Monday, September 18, 2006

The Gawking Gap

it's time to let go. so let's go. *sigh*
this won't be easy. but i've to learn and gain courage, even if it means digging into the deepest pits of my gut and barfing it all out. the keyword here: LET GO

let time do the turning. let it do what it does best: make you forget. because it's the best possible way, the best possible move to make. a tough decision, but one that i can't whine about and i've to stop being a baby and just take it face-on.

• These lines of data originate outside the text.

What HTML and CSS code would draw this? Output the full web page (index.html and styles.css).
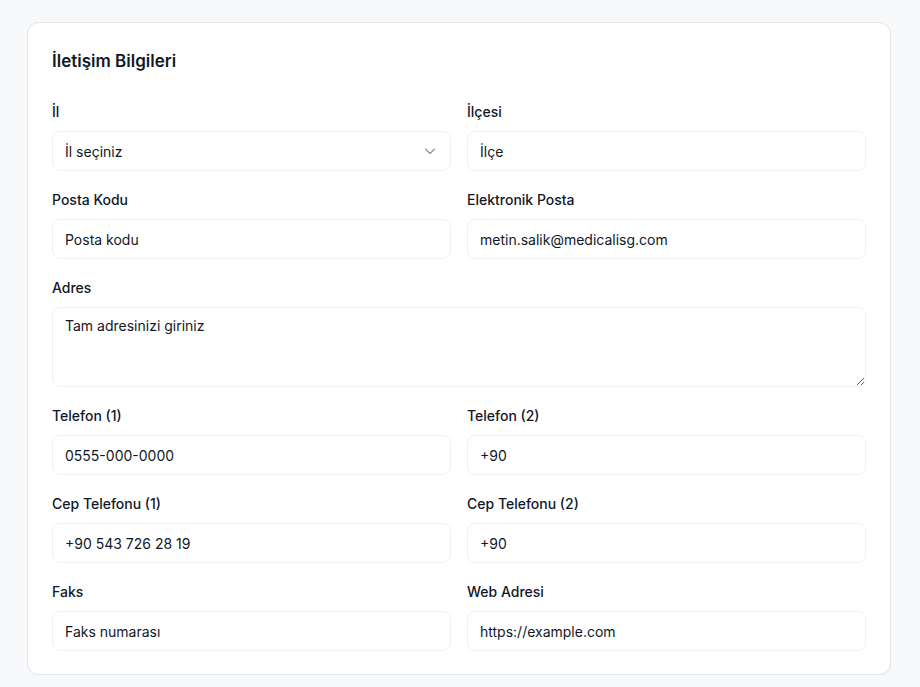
FILE: index.html
```html
<!DOCTYPE html>
<html lang="tr">
<head>
<meta charset="utf-8">
<link rel="stylesheet" href="styles.css">
</head>
<body>
<div class="card">
  <h2 class="title">İletişim Bilgileri</h2>
  <div class="grid">
    <div class="field">
      <label class="label">İl</label>
      <div class="select">
        <span>İl seçiniz</span>
        <svg width="16" height="16" viewBox="0 0 16 16" fill="none"><path d="M3.5 6 8 10.5 12.5 6" stroke="#8a909b" stroke-width="1.1" stroke-linecap="round" stroke-linejoin="round"/></svg>
      </div>
    </div>
    <div class="field">
      <label class="label">İlçesi</label>
      <input class="input" placeholder="İlçe">
    </div>
    <div class="field">
      <label class="label">Posta Kodu</label>
      <input class="input" placeholder="Posta kodu">
    </div>
    <div class="field">
      <label class="label">Elektronik Posta</label>
      <input class="input" value="metin.salik@medicalisg.com">
    </div>
    <div class="field full">
      <label class="label">Adres</label>
      <textarea class="input area" placeholder="Tam adresinizi giriniz"></textarea>
    </div>
    <div class="field">
      <label class="label">Telefon (1)</label>
      <input class="input" value="0555-000-0000">
    </div>
    <div class="field">
      <label class="label">Telefon (2)</label>
      <input class="input" value="+90">
    </div>
    <div class="field">
      <label class="label">Cep Telefonu (1)</label>
      <input class="input" value="+90 543 726 28 19">
    </div>
    <div class="field">
      <label class="label">Cep Telefonu (2)</label>
      <input class="input" value="+90">
    </div>
    <div class="field">
      <label class="label">Faks</label>
      <input class="input" placeholder="Faks numarası">
    </div>
    <div class="field">
      <label class="label">Web Adresi</label>
      <input class="input" placeholder="https://example.com">
    </div>
  </div>
</div>
</body>
</html>
```
FILE: styles.css
```css
* { box-sizing: border-box; }
html, body { margin: 0; }
body {
  background: #f8f9fb;
  font-family: Inter, "Noto Sans", sans-serif;
  color: #111827;
  padding: 22px 29px 0 27px;
}
.card {
  background: #fff;
  border: 1px solid #e3e6eb;
  border-radius: 12px;
  padding: 24px 24px 23px 24px;
  box-shadow: 0 1px 2px rgba(16, 24, 40, 0.04);
}
.title {
  margin: 0 0 27px 0;
  font-size: 17px;
  line-height: 28px;
  font-weight: 600;
  letter-spacing: 0;
}
.grid {
  display: grid;
  grid-template-columns: 1fr 1fr;
  column-gap: 16px;
  row-gap: 19px;
}
.field { display: flex; flex-direction: column; }
.full { grid-column: 1 / -1; }
.label {
  font-size: 14px;
  line-height: 20px;
  font-weight: 500;
  margin-bottom: 9px;
}
.input, .select {
  height: 40px;
  border: 1px solid #f0f1f4;
  border-radius: 8px;
  background: #fff;
  padding: 0 12px;
  font-family: inherit;
  font-size: 14px;
  color: #111827;
  outline: none;
}
.input::placeholder { color: #111827; opacity: 1; }
.select {
  display: flex;
  align-items: center;
  justify-content: space-between;
  padding-right: 12px;
}
.area {
  height: 80px;
  padding: 8px 12px;
  line-height: 20px;
  resize: vertical;
}
```
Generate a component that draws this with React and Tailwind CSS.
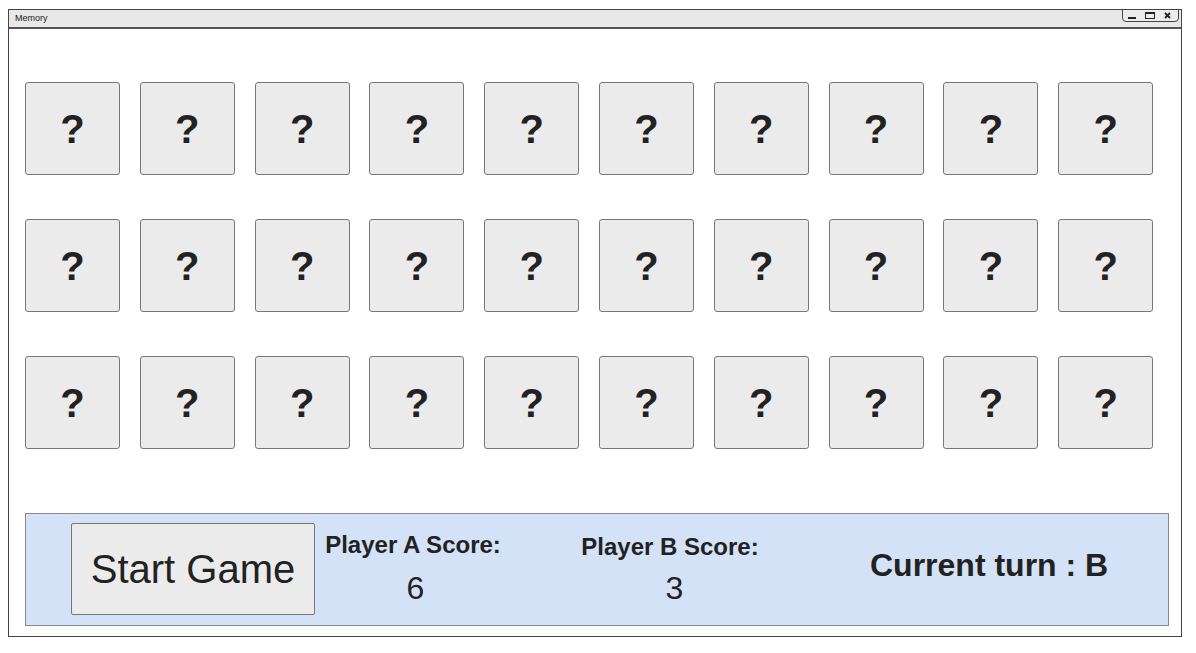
import React from "react";

const cards = Array.from({ length: 30 }, (_, i) => i);

function WindowControls() {
  return (
    <div className="absolute right-[2px] top-[-1px] flex h-[13px] w-[57px] items-center justify-between rounded-b-[4px] border border-[#444] bg-[#ececec] pl-[5px] pr-[7px]">
      <div className="mt-[5px] h-[2px] w-[8px] bg-[#222]" />
      <div className="h-[7px] w-[10px] border border-t-2 border-[#222]" />
      <svg width="7" height="7" viewBox="0 0 7 7">
        <path d="M1 1 L6 6 M6 1 L1 6" stroke="#222" strokeWidth="1.8" />
      </svg>
    </div>
  );
}

function Card() {
  return (
    <div className="flex h-[93px] w-[95px] items-center justify-center rounded-[3px] border border-[#777] bg-[#ebebeb]">
      <span className="text-[40px] font-bold leading-none text-[#222]">?</span>
    </div>
  );
}

export default function App() {
  return (
    <div
      className="h-[653px] w-[1196px] bg-white pl-[8px] pt-[9px]"
      style={{ fontFamily: '"Liberation Sans", Arial, sans-serif' }}
    >
      <div className="flex h-[628px] w-[1174px] flex-col border border-[#444] bg-white">
        <div className="relative flex h-[19px] items-center border-b-2 border-[#555] bg-[#e8e8e8] pl-[6px]">
          <span className="text-[9px] text-[#222]">Memory</span>
          <WindowControls />
        </div>

        <div className="grid grid-cols-[repeat(10,95px)] gap-x-[19.8px] gap-y-[44px] pl-[16px] pt-[53px]">
          {cards.map((c) => (
            <Card key={c} />
          ))}
        </div>

        <div className="ml-[16px] mt-[64px] flex h-[113px] w-[1144px] items-start border border-[#888] bg-[#d4e2f8] pl-[45px] pt-[9px]">
          <button className="flex h-[92px] w-[244px] shrink-0 items-center justify-center rounded-[2px] border border-[#777] bg-[#ebebeb] text-[40px] leading-none text-[#222]">
            Start Game
          </button>

          <div className="ml-[3px] flex w-[190px] shrink-0 flex-col items-center pt-[10px]">
            <span className="text-[24px] font-bold leading-none text-[#222]">Player A Score:</span>
            <span className="ml-[5px] mt-[15px] text-[32px] leading-none text-[#222]">6</span>
          </div>

          <div className="ml-[67px] flex w-[190px] shrink-0 flex-col items-center pt-[12px]">
            <span className="text-[24px] font-bold leading-none text-[#222]">Player B Score:</span>
            <span className="ml-[9px] mt-[13px] text-[32px] leading-none text-[#222]">3</span>
          </div>

          <div className="ml-[105px] shrink-0 pt-[26px]">
            <span className="text-[32px] font-bold leading-none text-[#222]">Current turn : B</span>
          </div>
        </div>
      </div>
    </div>
  );
}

to you, i'm doing this for myself. because you never do anything for me. so i've to take the lead and start doing this for the person that matters most: ME. thank you for everything that you've done, and for everything you've not done. it works both ways to show me what i am, and also what i'm not. i've realised that i can avoid being stupid. instead of being stupid, realising it but still being stupid. i'm not going to let you make me feel stupid. this time, let you be the one to feel like an idiot. because i've had enough of it. you'll not understand why i feel this way, why i'm suddenly bitter and resentful. but if you do understand, then i won't have to deal with this and we could be what i wanted us to be. unfortunately, and apparently from all your actions that you've shown, we want different things. and these things which are different, they'll tear us further apart than we already are. i can't say i hate you because i don't. but sometimes i do. i don't know. you've made me a person that's confused and irrate. the things i do that i should not be doing, but for you. it's taken a lot for me to come to this decision, here and now. it's not on a whim. it's something i've been sleeping on for days. i just kept quiet about it. because i felt i still needed something to hold on to. but i can't keep doing this. i can't keep being weak and holding on to something that's not strong for me to be strong. it's over. i'm done with all this bullshit and bollocks. i'm letting go. goodbye.

we shall be friends. but just that. friends.
and friends don't do things that we used to do. no more of those.